* start Listed entries *

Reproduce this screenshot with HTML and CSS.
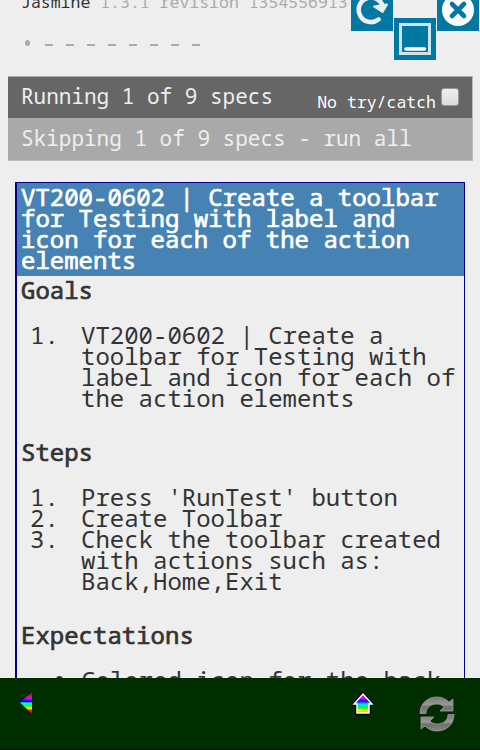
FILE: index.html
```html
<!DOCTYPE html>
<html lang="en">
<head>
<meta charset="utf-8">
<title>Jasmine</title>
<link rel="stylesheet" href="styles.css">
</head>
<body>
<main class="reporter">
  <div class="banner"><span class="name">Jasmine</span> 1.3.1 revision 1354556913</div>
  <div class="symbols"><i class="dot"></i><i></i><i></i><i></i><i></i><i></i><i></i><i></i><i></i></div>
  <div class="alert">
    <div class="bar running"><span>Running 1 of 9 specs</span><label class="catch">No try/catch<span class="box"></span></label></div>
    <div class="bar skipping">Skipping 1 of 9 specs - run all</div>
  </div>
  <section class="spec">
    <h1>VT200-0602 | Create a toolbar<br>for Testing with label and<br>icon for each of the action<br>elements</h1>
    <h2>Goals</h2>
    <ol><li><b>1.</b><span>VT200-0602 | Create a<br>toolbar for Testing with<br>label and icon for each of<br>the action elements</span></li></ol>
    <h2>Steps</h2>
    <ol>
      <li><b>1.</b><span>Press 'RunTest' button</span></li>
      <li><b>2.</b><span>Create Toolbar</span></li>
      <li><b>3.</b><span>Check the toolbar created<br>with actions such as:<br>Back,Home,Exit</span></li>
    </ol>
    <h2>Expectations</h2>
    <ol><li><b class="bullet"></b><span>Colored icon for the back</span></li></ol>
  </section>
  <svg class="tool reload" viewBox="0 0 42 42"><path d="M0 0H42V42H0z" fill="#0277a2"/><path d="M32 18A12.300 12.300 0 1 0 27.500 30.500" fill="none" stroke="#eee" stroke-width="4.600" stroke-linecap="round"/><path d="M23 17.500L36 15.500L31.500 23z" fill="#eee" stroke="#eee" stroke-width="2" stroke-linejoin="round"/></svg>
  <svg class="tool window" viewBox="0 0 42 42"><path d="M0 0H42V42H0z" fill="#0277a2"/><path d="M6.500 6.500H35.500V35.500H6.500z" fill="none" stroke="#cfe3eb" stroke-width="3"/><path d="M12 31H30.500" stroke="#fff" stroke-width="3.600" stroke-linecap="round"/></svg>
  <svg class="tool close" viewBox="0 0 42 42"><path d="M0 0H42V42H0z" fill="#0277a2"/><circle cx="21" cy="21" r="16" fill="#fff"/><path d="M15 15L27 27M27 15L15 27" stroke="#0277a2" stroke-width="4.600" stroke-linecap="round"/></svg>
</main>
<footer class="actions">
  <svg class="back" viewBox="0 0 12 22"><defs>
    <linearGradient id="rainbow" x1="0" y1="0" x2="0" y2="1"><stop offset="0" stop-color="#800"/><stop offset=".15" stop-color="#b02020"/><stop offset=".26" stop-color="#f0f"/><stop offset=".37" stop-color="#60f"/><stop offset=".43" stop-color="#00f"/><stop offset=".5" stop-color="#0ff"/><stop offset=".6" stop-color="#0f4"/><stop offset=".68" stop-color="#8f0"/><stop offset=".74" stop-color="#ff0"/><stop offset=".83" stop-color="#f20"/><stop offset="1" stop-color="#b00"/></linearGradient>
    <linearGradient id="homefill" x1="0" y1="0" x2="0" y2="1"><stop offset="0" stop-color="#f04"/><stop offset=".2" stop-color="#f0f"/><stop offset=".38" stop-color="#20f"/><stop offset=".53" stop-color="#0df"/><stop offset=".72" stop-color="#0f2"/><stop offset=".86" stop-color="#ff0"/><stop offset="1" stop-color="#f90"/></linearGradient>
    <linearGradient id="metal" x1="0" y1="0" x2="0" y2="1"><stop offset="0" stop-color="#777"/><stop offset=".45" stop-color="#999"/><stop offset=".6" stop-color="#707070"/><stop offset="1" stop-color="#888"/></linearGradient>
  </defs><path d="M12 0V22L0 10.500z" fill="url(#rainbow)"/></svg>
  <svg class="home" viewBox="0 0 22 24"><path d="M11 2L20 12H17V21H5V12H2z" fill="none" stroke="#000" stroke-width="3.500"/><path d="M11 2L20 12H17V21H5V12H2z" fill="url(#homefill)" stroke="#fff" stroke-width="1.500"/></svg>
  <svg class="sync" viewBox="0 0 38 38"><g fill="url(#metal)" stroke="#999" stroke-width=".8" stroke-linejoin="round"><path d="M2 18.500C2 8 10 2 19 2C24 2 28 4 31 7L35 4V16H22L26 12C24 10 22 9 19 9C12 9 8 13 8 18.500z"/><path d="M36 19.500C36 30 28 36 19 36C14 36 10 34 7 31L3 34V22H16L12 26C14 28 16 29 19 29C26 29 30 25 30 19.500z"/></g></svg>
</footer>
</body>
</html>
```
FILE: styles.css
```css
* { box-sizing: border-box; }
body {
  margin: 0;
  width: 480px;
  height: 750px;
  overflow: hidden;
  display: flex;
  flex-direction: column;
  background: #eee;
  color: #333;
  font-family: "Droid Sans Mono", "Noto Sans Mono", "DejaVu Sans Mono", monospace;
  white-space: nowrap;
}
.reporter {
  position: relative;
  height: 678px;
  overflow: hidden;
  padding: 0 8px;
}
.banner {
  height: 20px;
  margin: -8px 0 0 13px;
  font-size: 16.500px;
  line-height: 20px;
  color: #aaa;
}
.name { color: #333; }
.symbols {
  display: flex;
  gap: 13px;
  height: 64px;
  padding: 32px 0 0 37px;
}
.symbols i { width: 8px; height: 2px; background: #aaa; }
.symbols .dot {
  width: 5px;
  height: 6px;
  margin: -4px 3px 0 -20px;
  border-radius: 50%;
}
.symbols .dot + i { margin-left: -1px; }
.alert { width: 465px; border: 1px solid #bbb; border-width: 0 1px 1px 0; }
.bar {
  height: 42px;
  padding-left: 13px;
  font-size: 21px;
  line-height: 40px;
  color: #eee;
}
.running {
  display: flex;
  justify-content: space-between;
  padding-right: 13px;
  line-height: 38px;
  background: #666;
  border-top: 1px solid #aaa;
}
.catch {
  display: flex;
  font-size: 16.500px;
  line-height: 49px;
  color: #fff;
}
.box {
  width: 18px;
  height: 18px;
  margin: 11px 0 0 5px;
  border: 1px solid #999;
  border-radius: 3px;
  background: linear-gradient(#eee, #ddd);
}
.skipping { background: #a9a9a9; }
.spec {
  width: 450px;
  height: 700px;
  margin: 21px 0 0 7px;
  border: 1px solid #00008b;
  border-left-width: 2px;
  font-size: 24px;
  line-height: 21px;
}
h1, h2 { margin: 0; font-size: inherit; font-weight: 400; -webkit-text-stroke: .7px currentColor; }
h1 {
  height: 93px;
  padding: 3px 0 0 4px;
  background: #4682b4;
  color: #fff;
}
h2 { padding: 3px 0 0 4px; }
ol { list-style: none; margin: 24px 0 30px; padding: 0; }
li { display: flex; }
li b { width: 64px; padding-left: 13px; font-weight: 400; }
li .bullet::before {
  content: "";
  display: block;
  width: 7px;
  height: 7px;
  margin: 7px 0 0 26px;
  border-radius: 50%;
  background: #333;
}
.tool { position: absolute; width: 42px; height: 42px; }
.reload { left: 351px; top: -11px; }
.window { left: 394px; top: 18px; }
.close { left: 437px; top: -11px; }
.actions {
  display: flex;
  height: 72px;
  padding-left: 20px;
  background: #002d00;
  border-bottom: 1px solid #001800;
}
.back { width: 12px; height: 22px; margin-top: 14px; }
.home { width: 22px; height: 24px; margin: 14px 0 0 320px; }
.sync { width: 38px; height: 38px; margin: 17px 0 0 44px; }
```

* end Listed entries *
* start Listed entries *

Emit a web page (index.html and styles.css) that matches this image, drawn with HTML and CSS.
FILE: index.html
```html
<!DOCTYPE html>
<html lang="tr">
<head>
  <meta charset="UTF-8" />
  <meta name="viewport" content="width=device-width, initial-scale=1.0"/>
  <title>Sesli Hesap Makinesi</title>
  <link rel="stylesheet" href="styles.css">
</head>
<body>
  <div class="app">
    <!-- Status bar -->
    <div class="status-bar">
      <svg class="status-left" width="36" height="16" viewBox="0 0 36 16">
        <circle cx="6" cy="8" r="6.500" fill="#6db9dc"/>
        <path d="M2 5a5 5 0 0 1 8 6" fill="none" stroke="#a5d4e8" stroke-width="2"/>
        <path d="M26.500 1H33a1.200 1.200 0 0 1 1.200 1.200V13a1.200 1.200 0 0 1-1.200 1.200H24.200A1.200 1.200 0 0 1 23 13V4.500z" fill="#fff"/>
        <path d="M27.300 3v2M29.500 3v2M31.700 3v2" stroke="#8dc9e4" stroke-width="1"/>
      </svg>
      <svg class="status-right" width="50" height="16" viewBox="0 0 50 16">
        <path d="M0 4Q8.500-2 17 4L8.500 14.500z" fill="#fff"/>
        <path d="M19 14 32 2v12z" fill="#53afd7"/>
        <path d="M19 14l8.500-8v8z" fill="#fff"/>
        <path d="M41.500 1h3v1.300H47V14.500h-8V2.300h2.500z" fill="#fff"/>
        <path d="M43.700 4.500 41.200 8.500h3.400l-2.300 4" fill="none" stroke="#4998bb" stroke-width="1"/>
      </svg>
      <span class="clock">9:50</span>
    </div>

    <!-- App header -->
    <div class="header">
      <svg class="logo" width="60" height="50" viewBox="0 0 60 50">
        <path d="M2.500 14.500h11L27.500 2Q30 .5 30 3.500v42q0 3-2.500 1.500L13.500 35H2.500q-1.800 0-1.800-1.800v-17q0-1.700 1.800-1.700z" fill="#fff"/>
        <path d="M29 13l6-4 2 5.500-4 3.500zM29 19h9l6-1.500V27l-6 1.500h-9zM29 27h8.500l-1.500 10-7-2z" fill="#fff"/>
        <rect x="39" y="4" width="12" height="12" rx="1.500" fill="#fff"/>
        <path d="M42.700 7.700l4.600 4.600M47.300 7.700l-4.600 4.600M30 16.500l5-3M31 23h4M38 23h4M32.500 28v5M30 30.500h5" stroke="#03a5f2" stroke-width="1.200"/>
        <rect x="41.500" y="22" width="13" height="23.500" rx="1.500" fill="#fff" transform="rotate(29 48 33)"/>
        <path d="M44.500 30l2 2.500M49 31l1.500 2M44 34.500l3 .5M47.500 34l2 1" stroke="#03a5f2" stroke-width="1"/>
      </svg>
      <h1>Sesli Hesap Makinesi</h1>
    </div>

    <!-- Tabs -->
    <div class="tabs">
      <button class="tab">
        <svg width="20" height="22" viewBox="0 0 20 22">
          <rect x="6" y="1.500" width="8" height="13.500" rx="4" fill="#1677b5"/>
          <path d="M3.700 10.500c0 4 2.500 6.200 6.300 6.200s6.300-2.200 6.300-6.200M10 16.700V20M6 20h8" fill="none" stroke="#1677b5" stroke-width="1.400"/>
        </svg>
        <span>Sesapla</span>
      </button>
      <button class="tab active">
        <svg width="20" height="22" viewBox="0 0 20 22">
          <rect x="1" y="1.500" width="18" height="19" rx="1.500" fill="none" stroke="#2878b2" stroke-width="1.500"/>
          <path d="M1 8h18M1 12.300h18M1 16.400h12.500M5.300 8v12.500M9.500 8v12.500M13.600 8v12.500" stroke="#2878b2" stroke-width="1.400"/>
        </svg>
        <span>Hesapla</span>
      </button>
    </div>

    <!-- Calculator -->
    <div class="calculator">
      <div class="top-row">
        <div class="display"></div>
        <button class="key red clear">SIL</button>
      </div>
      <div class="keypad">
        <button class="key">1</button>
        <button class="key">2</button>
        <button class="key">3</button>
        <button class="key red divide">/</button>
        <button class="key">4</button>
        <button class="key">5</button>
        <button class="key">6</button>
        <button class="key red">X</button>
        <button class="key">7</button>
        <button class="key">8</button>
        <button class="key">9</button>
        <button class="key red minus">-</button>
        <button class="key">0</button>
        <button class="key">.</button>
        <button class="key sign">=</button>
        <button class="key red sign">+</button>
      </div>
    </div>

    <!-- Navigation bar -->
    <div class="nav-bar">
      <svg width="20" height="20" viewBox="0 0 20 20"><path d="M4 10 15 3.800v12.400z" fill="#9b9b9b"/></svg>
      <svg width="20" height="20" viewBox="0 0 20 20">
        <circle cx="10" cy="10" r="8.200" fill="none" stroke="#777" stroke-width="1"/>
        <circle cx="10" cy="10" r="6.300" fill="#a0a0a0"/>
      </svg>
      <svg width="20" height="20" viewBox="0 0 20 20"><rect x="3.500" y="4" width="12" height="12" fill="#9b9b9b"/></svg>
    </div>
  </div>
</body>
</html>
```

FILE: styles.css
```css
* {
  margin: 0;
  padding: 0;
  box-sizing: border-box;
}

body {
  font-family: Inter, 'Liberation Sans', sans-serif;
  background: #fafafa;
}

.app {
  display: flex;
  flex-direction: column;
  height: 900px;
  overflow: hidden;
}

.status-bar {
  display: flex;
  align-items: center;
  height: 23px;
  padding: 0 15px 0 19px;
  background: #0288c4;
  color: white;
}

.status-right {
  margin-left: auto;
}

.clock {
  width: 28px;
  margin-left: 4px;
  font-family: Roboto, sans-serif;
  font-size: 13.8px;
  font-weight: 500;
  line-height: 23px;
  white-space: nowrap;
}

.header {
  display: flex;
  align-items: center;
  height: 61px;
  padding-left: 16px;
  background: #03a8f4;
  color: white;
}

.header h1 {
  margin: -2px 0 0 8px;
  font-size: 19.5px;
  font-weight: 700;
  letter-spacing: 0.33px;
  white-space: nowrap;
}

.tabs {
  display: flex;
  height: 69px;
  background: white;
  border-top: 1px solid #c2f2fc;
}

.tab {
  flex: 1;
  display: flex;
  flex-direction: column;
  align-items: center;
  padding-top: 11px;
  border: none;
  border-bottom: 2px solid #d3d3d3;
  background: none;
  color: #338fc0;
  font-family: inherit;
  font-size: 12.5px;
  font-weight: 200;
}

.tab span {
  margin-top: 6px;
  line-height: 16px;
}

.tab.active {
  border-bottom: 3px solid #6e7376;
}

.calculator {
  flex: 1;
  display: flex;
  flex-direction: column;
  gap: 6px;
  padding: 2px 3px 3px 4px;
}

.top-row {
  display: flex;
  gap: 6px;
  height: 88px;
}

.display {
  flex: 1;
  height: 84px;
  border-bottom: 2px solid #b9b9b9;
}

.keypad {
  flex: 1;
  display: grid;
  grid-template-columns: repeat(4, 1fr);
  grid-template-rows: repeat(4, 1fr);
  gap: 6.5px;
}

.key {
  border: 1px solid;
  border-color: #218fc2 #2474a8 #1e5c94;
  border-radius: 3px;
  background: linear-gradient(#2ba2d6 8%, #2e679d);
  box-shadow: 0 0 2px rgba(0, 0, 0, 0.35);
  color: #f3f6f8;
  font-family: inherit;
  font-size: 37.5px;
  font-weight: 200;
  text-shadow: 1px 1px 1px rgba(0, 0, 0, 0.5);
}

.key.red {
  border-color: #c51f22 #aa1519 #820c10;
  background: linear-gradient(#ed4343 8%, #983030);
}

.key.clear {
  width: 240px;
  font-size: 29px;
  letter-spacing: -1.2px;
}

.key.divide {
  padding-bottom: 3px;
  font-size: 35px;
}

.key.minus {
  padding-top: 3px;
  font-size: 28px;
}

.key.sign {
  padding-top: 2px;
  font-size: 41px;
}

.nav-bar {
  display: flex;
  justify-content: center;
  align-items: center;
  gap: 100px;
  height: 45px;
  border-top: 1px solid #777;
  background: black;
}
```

* end Listed entries *

What to do: Report how many lines of the listing above include the word "this". Say nothing but the number.

Written solution: 2